Nous avons une gauche qui n’ose pas parler de cette question, c’est pour cela qu’Emmanuel Macron vient de faire une révolution tectonique. À travers sa réflexion, il enterre les années Mitterrand et Guy Mollet, il tourne une page pour une partie de la gauche. La droite, de son côté, reste à camper sur une vieille vision de nostalgie coloniale, de grandeurs impériales. Pour certains, attaquer la colonisation ce serait attaquer la grandeur coloniale de la France. Cette question reste donc encore dans la violence des mémoires qui s’opposent, elle n’arrive pas à pénétrer le champ de l’histoire comme en Allemagne. Personne n’a relevé qu’il y a moins d’un an et demie, Angela Merkel avait reconnu les fautes de l’empire colonial allemand en Namibie et s’est excusée. Et c’est une femme de droite. C’est aujourd’hui devenu un débat d’historiens en Allemagne et non un débat de politique. Tant qu’il y aura des politiques capables de voter des lois comme celle de 2005, dont les deux articles 1 et 4 demandaient aux enseignants d’enseigner positivement la colonisation, nous ne sortirons pas des conflits de mémoire. Les politiques sont les premiers à les stimuler, à jouer avec et à manipuler ces mémoires du passé.

« La fracture coloniale » dont vous parliez dans un ouvrage de 2005 est donc plus que jamais d’actualité ?
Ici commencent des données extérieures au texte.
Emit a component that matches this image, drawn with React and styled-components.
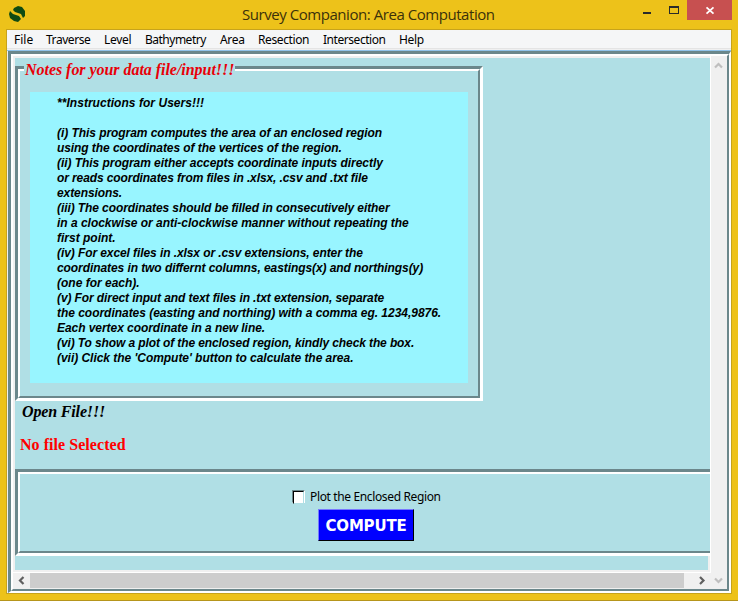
import React from "react";
import styled, { createGlobalStyle } from "styled-components";

const GlobalStyle = createGlobalStyle`
  * { box-sizing: border-box; }
  body { margin: 0; overflow: hidden; }
`;

const Window = styled.div`
  width: 738px;
  height: 601px;
  padding: 0 6px;
  display: flex;
  flex-direction: column;
  background: #edc21a;
  border-bottom: 1px solid #b6951b;
`;

const TitleBar = styled.header`
  height: 29px;
  display: grid;
  grid-template-columns: 56px 1fr 56px 45px;
  flex: none;
`;

const AppIcon = styled.svg`
  width: 16px;
  height: 16px;
  margin: 6px 0 0 3px;
`;

const Title = styled.h1`
  margin: 0;
  padding-left: 180px;
  font: 400 15px/29px "Open Sans", sans-serif;
  letter-spacing: -0.45px;
  color: #3b310a;
  white-space: nowrap;
`;

const WindowButtons = styled.svg`
  width: 56px;
  height: 29px;
`;

const CloseButton = styled.button`
  width: 45px;
  height: 20px;
  padding: 0;
  border: 0;
  background: #c75050;
  display: block;
  svg { display: block; }
`;

const Client = styled.div`
  width: 726px;
  height: 565px;
  border: 1px solid #c7a31b;
  display: flex;
  flex-direction: column;
  background: #f0f0f0;
`;

const MenuBar = styled.nav`
  height: 21px;
  flex: none;
  display: flex;
  background: linear-gradient(#f5f6f7 0 18px, #e4e4e4 18px 19px, #f0f0f0 19px 20px, #8fc3ea 20px);
  padding-left: 7px;
`;

const MenuItem = styled.span`
  width: ${(p) => p.$width}px;
  font: 400 12px/20px "Noto Sans", sans-serif;
  letter-spacing: ${(p) => p.$spacing || 0}px;
  color: #000;
  white-space: nowrap;
`;

const Groove = styled.div`
  border-style: solid;
  border-color: #6b878b #fff #fff #6b878b;
  border-width: 3px ${(p) => p.$edge}px ${(p) => p.$edge}px 3px;
`;

const GrooveInner = styled.div`
  height: 100%;
  border: 2px solid;
  border-color: #fff #6b878b #6b878b #fff;
`;

const OuterGroove = styled(Groove)`
  height: 542px;
  margin-left: 1px;
`;

const ScrollArea = styled(GrooveInner)`
  display: grid;
  grid-template-columns: 697px 1px 1fr;
  grid-template-rows: 516px 1px 1fr;
  background: #f0f0f0;
`;

const Viewport = styled.main`
  margin: 2px 0 2px 2px;
  overflow: hidden;
  background: #b0dfe5;
  padding-top: 8px;
`;

const Divider = styled.div`
  background: #fff;
`;

const HorizontalDivider = styled(Divider)`
  grid-row: 2;
  grid-column: 1 / 3;
`;

const VerticalBar = styled.div`
  grid-row: 1 / 4;
  grid-column: 3;
  display: flex;
  flex-direction: column;
  justify-content: space-between;
  svg { display: block; }
`;

const HorizontalBar = styled.div`
  grid-row: 3;
  grid-column: 1;
  display: grid;
  grid-template-columns: 17px 654px 1fr;
`;

const Thumb = styled.div`
  background: #cdcdcd;
  height: 15px;
`;

const NotesFrame = styled(Groove)`
  width: 468px;
  height: 335px;
  position: relative;
`;

const NotesInner = styled(GrooveInner)`
  padding: 21px 10px 13px;
`;

const Legend = styled.h2`
  position: absolute;
  left: 6px;
  top: -11px;
  width: 211px;
  height: 22px;
  margin: 0;
  padding-left: 1px;
  background: #b0dfe5;
  color: #e80008;
  font: italic 700 16px/23px "Liberation Serif", serif;
  letter-spacing: -0.04px;
  white-space: nowrap;
`;

const Instructions = styled.div`
  width: 438px;
  height: 291px;
  background: #98f5ff;
  padding: 4px 0 0 27px;
`;

const NoteLine = styled.p`
  margin: 0;
  height: 15px;
  font: italic 700 12px/15px "Liberation Sans", sans-serif;
  letter-spacing: ${(p) => p.$spacing}px;
  color: #000;
  white-space: pre;
`;

const OpenFile = styled.div`
  margin: 0 0 0 7px;
  height: 21px;
  font: italic 700 16px/21px "Liberation Serif", serif;
  letter-spacing: -0.15px;
  color: #000;
`;

const FileStatus = styled.div`
  margin: 12px 0 14px 5px;
  height: 21px;
  font: 700 16px/21px "Liberation Serif", serif;
  letter-spacing: 0.05px;
  color: #f00;
`;

const ActionFrame = styled(Groove)`
  width: 705px;
  height: 87px;
`;

const ActionInner = styled(GrooveInner)`
  display: flex;
  flex-direction: column;
  padding-top: 15px;
`;

const CheckRow = styled.label`
  height: 20px;
  margin-left: 272px;
  display: flex;
  align-items: flex-start;
  font: 400 12px/16px "Noto Sans", sans-serif;
  letter-spacing: -0.36px;
  color: #000;
  white-space: nowrap;
`;

const CheckBox = styled.span`
  width: 13px;
  height: 13px;
  margin: 1px 5px 0 0;
  border: 1px solid;
  border-color: #6b878b #fff #fff #6b878b;
  &::before {
    content: "";
    display: block;
    height: 11px;
    background: #fff;
    border: 1px solid;
    border-color: #000 #b0dfe5 #b0dfe5 #000;
  }
`;

const ComputeButton = styled.button`
  width: 96px;
  height: 32px;
  margin-left: 298px;
  padding: 1px 0 0;
  border: 1px solid;
  border-color: #7878ff #000 #000 #7878ff;
  background: #00f;
  color: #fff;
  font: 700 15px/28px "DejaVu Sans", sans-serif;
  letter-spacing: -0.2px;
`;

const Footer = styled.div`
  width: 2px;
  height: 14px;
  margin-left: 693px;
  background: #f0f0f0;
`;

const menus = [
  ["File", 32, 0],
  ["Traverse", 58, -0.45],
  ["Level", 41, -0.3],
  ["Bathymetry", 75, -0.5],
  ["Area", 38, -0.3],
  ["Resection", 65, -0.4],
  ["Intersection", 76, -0.45],
  ["Help", 40, -0.3],
];

const notes = [
  ["**Instructions for Users!!!", 0.04],
  ["", 0],
  ["(i) This program computes the area of an enclosed region", -0.054],
  ["using the coordinates of the vertices of the region.", -0.077],
  ["(ii) This program either accepts coordinate inputs directly", -0.05],
  ["or reads coordinates from files in .xlsx, .csv and .txt file", -0.1],
  ["extensions.", -0.09],
  ["(iii) The coordinates should be filled in consecutively either", -0.09],
  ["in a clockwise or anti-clockwise manner without repeating the", -0.016],
  ["first point.", 0],
  ["(iv) For excel files in .xlsx or .csv extensions, enter the", -0.085],
  ["coordinates in two differnt columns, eastings(x) and northings(y)", -0.077],
  ["(one for each).", 0],
  ["(v) For direct input and text files in .txt extension, separate", -0.1],
  ["the coordinates (easting and northing) with a comma eg. 1234,9876.", -0.03],
  ["Each vertex coordinate in a new line.", -0.054],
  ["(vi) To show a plot of the enclosed region, kindly check the box.", -0.11],
  ["(vii) Click the 'Compute' button to calculate the area.", -0.036],
];

export default function App() {
  return (
    <>
      <GlobalStyle />
      <Window>
        <TitleBar>
          <AppIcon viewBox="0 0 16 16">
            <path fill="#104b12" d="M5 2 9 0 13 1 16 5 16 10 14 12 12 8 6 6 4 4Z M1 5 4 8 10 10 12 13 9 16 5 15 1 12 0 8Z" />
          </AppIcon>
          <Title>Survey Companion: Area Computation</Title>
          <WindowButtons viewBox="0 0 56 29" shapeRendering="crispEdges">
            <path fill="#292b2b" d="M12 12h8v2h-8z M38 6h10v8h-10z M39 8v5h8V8z" fillRule="evenodd" />
          </WindowButtons>
          <CloseButton aria-label="Close">
            <svg width="45" height="20" viewBox="0 0 45 20">
              <path d="M19.5 7.3 26.5 13.7M26.5 7.3 19.5 13.7" stroke="#fff" strokeWidth="1.8" />
            </svg>
          </CloseButton>
        </TitleBar>
        <Client>
          <MenuBar>
            {menus.map(([name, width, spacing]) => (
              <MenuItem key={name} $width={width} $spacing={spacing}>{name}</MenuItem>
            ))}
          </MenuBar>
          <OuterGroove $edge={2}>
            <ScrollArea>
              <Viewport>
                <NotesFrame $edge={3}>
                  <NotesInner>
                    <Instructions>
                      {notes.map(([line, spacing], i) => (
                        <NoteLine key={i} $spacing={spacing}>{line}</NoteLine>
                      ))}
                    </Instructions>
                  </NotesInner>
                  <Legend>Notes for your data file/input!!!</Legend>
                </NotesFrame>
                <OpenFile>Open File!!!</OpenFile>
                <FileStatus>No file Selected</FileStatus>
                <ActionFrame $edge={3}>
                  <ActionInner>
                    <CheckRow><CheckBox />Plot the Enclosed Region</CheckRow>
                    <ComputeButton>COMPUTE</ComputeButton>
                  </ActionInner>
                </ActionFrame>
                <Footer />
              </Viewport>
              <Divider />
              <VerticalBar>
                <svg width="16" height="17" viewBox="0 0 16 17">
                  <path d="M4 11.5 7.5 8 11 11.5" fill="none" stroke="#bfbfbf" strokeWidth="2.2" />
                </svg>
                <svg width="16" height="17" viewBox="0 0 16 17">
                  <path d="M4 6.5 7.5 10 11 6.5" fill="none" stroke="#bfbfbf" strokeWidth="2.2" />
                </svg>
              </VerticalBar>
              <HorizontalDivider />
              <HorizontalBar>
                <svg width="17" height="15" viewBox="0 0 17 15">
                  <path d="M10.5 4 7 7.5 10.5 11" fill="none" stroke="#606060" strokeWidth="2.2" />
                </svg>
                <Thumb />
                <svg width="26" height="15" viewBox="0 0 26 15">
                  <path d="M16 4 19.5 7.5 16 11" fill="none" stroke="#606060" strokeWidth="2.2" />
                </svg>
              </HorizontalBar>
            </ScrollArea>
          </OuterGroove>
        </Client>
      </Window>
    </>
  );
}
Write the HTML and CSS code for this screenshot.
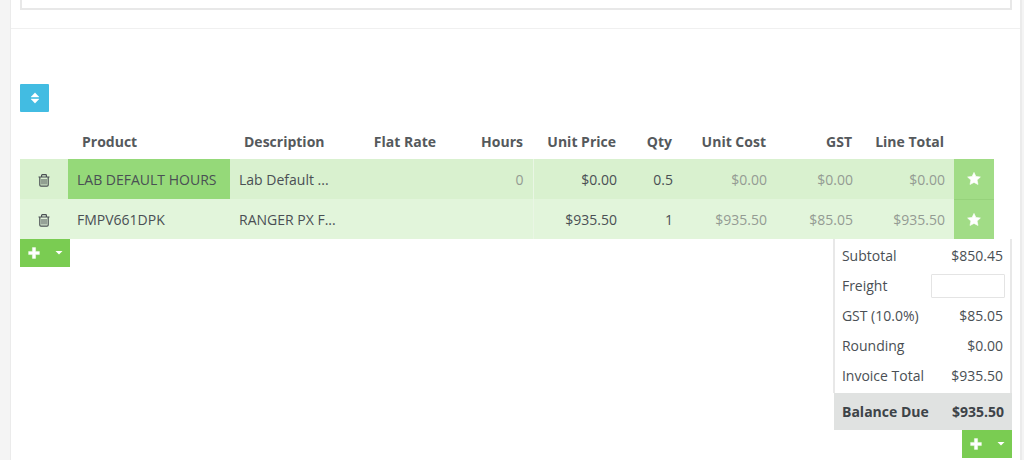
FILE: index.html
```html
<!DOCTYPE html>
<html lang="en">
<head>
    <meta charset="UTF-8">
    <meta name="viewport" content="width=device-width, initial-scale=1.0">
    <title>Invoice</title>
    <link rel="stylesheet" href="styles.css">
</head>
<body>
    <!-- Icons -->
    <svg class="icon-defs" width="0" height="0" aria-hidden="true">
        <symbol id="icon-sort" viewBox="0 0 10 12">
            <path d="M5 0.8 L9 5 H1 Z M1 7 H9 L5 11.2 Z" stroke="currentColor" stroke-width="0.4" stroke-linejoin="round"/>
        </symbol>
        <symbol id="icon-trash" viewBox="0 0 12 13">
            <path d="M0.5 3 H11.5 M3.6 3 V1.4 Q3.6 0.7 4.3 0.7 H7.7 Q8.4 0.7 8.4 1.4 V3 M1.8 3 V11 Q1.8 12.2 3 12.2 H9 Q10.2 12.2 10.2 11 V3" fill="none" stroke="currentColor" stroke-width="1.2"/>
            <path d="M4 5 V10.5 M6 5 V10.5 M8 5 V10.5" fill="none" stroke="currentColor"/>
        </symbol>
        <symbol id="icon-plus" viewBox="0 0 12 12">
            <path d="M4.4 0.6 H7.6 V4.4 H11.4 V7.6 H7.6 V11.4 H4.4 V7.6 H0.6 V4.4 H4.4 Z" stroke="currentColor" stroke-width="0.4" stroke-linejoin="round"/>
        </symbol>
        <symbol id="icon-caret" viewBox="0 0 8 4">
            <path d="M0.5 0 H7.5 L4 3.6 Z"/>
        </symbol>
        <symbol id="icon-star" viewBox="0 0 14 13">
            <path d="M7 0.4 L8.9 4.4 L13.4 5 L10.1 8.1 L11 12.5 L7 10.4 L3 12.5 L3.9 8.1 L0.6 5 L5.1 4.4 Z" stroke="currentColor" stroke-width="0.6" stroke-linejoin="round"/>
        </symbol>
    </svg>

    <main class="panel">
        <section class="notes">
            <textarea class="notes-input" rows="1" aria-label="Notes"></textarea>
        </section>

        <section class="invoice">
            <button class="btn sort-btn" type="button" aria-label="Sort lines">
                <svg class="icon" width="10" height="12"><use href="#icon-sort"/></svg>
            </button>

            <!-- Line items -->
            <table class="lines">
                <colgroup>
                    <col class="col-delete">
                    <col class="col-product">
                    <col class="col-description">
                    <col class="col-flat">
                    <col class="col-hours">
                    <col class="col-price">
                    <col class="col-qty">
                    <col class="col-cost">
                    <col class="col-gst">
                    <col class="col-total">
                    <col class="col-star">
                </colgroup>
                <thead>
                    <tr>
                        <td></td>
                        <th class="text" scope="col">Product</th>
                        <th class="text" scope="col">Description</th>
                        <th scope="col">Flat Rate</th>
                        <th scope="col">Hours</th>
                        <th scope="col">Unit Price</th>
                        <th scope="col">Qty</th>
                        <th scope="col">Unit Cost</th>
                        <th scope="col">GST</th>
                        <th scope="col">Line Total</th>
                        <td></td>
                    </tr>
                </thead>
                <tbody>
                    <tr class="line">
                        <td class="delete"><button class="icon-btn" type="button" aria-label="Delete line"><svg class="icon" width="12" height="13"><use href="#icon-trash"/></svg></button></td>
                        <td class="text selected">LAB DEFAULT HOURS</td>
                        <td class="text">Lab Default ...</td>
                        <td></td>
                        <td class="muted split">0</td>
                        <td>$0.00</td>
                        <td>0.5</td>
                        <td class="muted">$0.00</td>
                        <td class="muted">$0.00</td>
                        <td class="muted">$0.00</td>
                        <td class="star"><button class="icon-btn" type="button" aria-label="Favourite"><svg class="icon" width="14" height="13"><use href="#icon-star"/></svg></button></td>
                    </tr>
                    <tr class="line">
                        <td class="delete"><button class="icon-btn" type="button" aria-label="Delete line"><svg class="icon" width="12" height="13"><use href="#icon-trash"/></svg></button></td>
                        <td class="text">FMPV661DPK</td>
                        <td class="text">RANGER PX F...</td>
                        <td></td>
                        <td class="muted split"></td>
                        <td>$935.50</td>
                        <td>1</td>
                        <td class="muted">$935.50</td>
                        <td class="muted">$85.05</td>
                        <td class="muted">$935.50</td>
                        <td class="star"><button class="icon-btn" type="button" aria-label="Favourite"><svg class="icon" width="14" height="13"><use href="#icon-star"/></svg></button></td>
                    </tr>
                </tbody>
            </table>

            <div class="invoice-footer">
                <div class="btn-group">
                    <button class="btn add-btn" type="button" aria-label="Add line"><svg class="icon" width="12" height="12"><use href="#icon-plus"/></svg></button>
                    <button class="btn caret-btn" type="button" aria-label="More line types"><svg class="icon" width="8" height="4"><use href="#icon-caret"/></svg></button>
                </div>

                <!-- Totals -->
                <div class="summary">
                    <table class="totals">
                        <tbody>
                            <tr>
                                <th scope="row">Subtotal</th>
                                <td>$850.45</td>
                            </tr>
                            <tr>
                                <th scope="row"><label for="freight">Freight</label></th>
                                <td class="field"><input class="freight-input" id="freight" type="text"></td>
                            </tr>
                            <tr>
                                <th scope="row">GST (10.0%)</th>
                                <td>$85.05</td>
                            </tr>
                            <tr>
                                <th scope="row">Rounding</th>
                                <td>$0.00</td>
                            </tr>
                            <tr>
                                <th scope="row">Invoice Total</th>
                                <td>$935.50</td>
                            </tr>
                        </tbody>
                    </table>
                    <div class="balance">
                        <span>Balance Due</span>
                        <span>$935.50</span>
                    </div>
                    <div class="btn-group">
                        <button class="btn add-btn" type="button" aria-label="Add payment"><svg class="icon" width="12" height="12"><use href="#icon-plus"/></svg></button>
                        <button class="btn caret-btn" type="button" aria-label="More payment types"><svg class="icon" width="8" height="4"><use href="#icon-caret"/></svg></button>
                    </div>
                </div>
            </div>
        </section>
    </main>
</body>
</html>
```
FILE: styles.css
```css
* {
    box-sizing: border-box;
}

body {
    margin: 0;
    padding: 0 2px 0 10px;
    background-color: #f4f4f4;
    color: #4a4f54;
    font-family: "Open Sans", sans-serif;
    font-size: 14px;
    line-height: 20px;
}

.icon-defs {
    position: absolute;
}

.icon {
    display: block;
    fill: currentColor;
}

.panel {
    min-height: 100vh;
    background-color: #fff;
    border: solid #ebebeb;
    border-width: 0 2px 0 1px;
}

/* Notes */
.notes {
    padding: 0 8px 18px 9px;
    border-bottom: 1px solid #f0f0f0;
}

.notes-input {
    display: block;
    width: 100%;
    height: 10px;
    padding: 0;
    border: 2px solid #e8e8e8;
    border-top: 0;
    resize: none;
    overflow: hidden;
}

/* Buttons */
.btn {
    display: flex;
    align-items: center;
    justify-content: center;
    height: 28px;
    padding: 0;
    border: 0;
    color: #fff;
    cursor: pointer;
}

.sort-btn {
    width: 29px;
    border-radius: 1px;
    background-color: #42bce2;
}

.btn-group {
    display: flex;
}

.add-btn {
    width: 28px;
    background-color: #7acc52;
}

.caret-btn {
    width: 22px;
    background-color: #7acc52;
}

.icon-btn {
    display: block;
    margin: 0 auto;
    padding: 0;
    border: 0;
    background: none;
    color: inherit;
    cursor: pointer;
}

/* Line items */
.invoice {
    padding: 55px 8px 0 9px;
}

.lines {
    width: calc(100% - 18px);
    margin-top: 13px;
    border-collapse: collapse;
    table-layout: fixed;
}

.col-delete { width: 48px; }
.col-product { width: auto; }
.col-description { width: 108px; }
.col-flat { width: 108px; }
.col-hours { width: 87px; }
.col-price { width: 93px; }
.col-qty { width: 56px; }
.col-cost { width: 94px; }
.col-gst { width: 86px; }
.col-total { width: 92px; }
.col-star { width: 40px; }

.lines th,
.lines td {
    padding: 2px 9px 0;
    text-align: right;
    white-space: nowrap;
}

.lines th {
    height: 34px;
    padding: 0 10px;
    color: #55595c;
    font-weight: 700;
}

.lines .text {
    text-align: left;
}

.lines th.text {
    padding-left: 14px;
}

.line {
    height: 40px;
    background-color: #d9f1cf;
}

.line + .line {
    background-color: #e2f5db;
}

.line .selected {
    background-color: #95d979;
}

.line .muted {
    color: #949b93;
}

.line .split {
    border-right: 1px solid #e9f6e4;
}

.line .star {
    padding: 0;
    background-color: #a1dc86;
    color: #fff;
}

.line + .line .star {
    border-top: 1px solid #96d27b;
}

/* Totals */
.invoice-footer {
    display: flex;
    align-items: flex-start;
    justify-content: space-between;
}

.summary {
    display: flex;
    flex-direction: column;
    align-items: flex-end;
    width: 178px;
}

.totals {
    width: 100%;
    padding: 2px 0;
    border: solid #e8e8e8;
    border-width: 0 2px;
    border-spacing: 0;
}

.totals th,
.totals td {
    height: 30px;
    padding: 0 7px;
    font-weight: 400;
    text-align: left;
    white-space: nowrap;
}

.totals td {
    text-align: right;
}

.totals .field {
    padding: 0 5px 0 0;
}

.freight-input {
    display: block;
    width: 74px;
    height: 24px;
    margin-left: auto;
    padding: 0 6px;
    border: 1px solid #e4e4e4;
    border-radius: 1px;
    font: inherit;
    text-align: right;
}

.balance {
    display: flex;
    align-items: center;
    justify-content: space-between;
    width: 100%;
    height: 37px;
    padding: 0 8px;
    background-color: #e0e2e1;
    color: #3d4348;
    font-weight: 700;
}
```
On est en plein dedans. Emmanuel Macron est le premier homme politique à clairement traverser ce miroir des non-dits entre la droite et la gauche. Il ne faut pas retenir que sa première phrase sur le crime contre l’humanité, il parle aussi de la nécessité d’un regard apaisé sur ce passé. Nous ne sommes pas du tout responsables de ce que nos aînés ont fait, ceux qui sont issus de cette histoire ne sont pas non plus les descendants des indigènes. Si on continue à ne pas faire d’histoire sur cette question, certains ultras, aussi bien les radicaux jihadistes ou les amis de Dieudonné ou de Soral, continueront de manipuler l’histoire, et les gamins dans les quartiers populaires penseront que la France est une éternelle histoire d’humiliation. Il est temps de réfléchir ensemble sur cette question, que l’on sache enfin ouvrir un musée. Tant que l’Histoire n’entrera pas au musée, elle restera conflictuelle.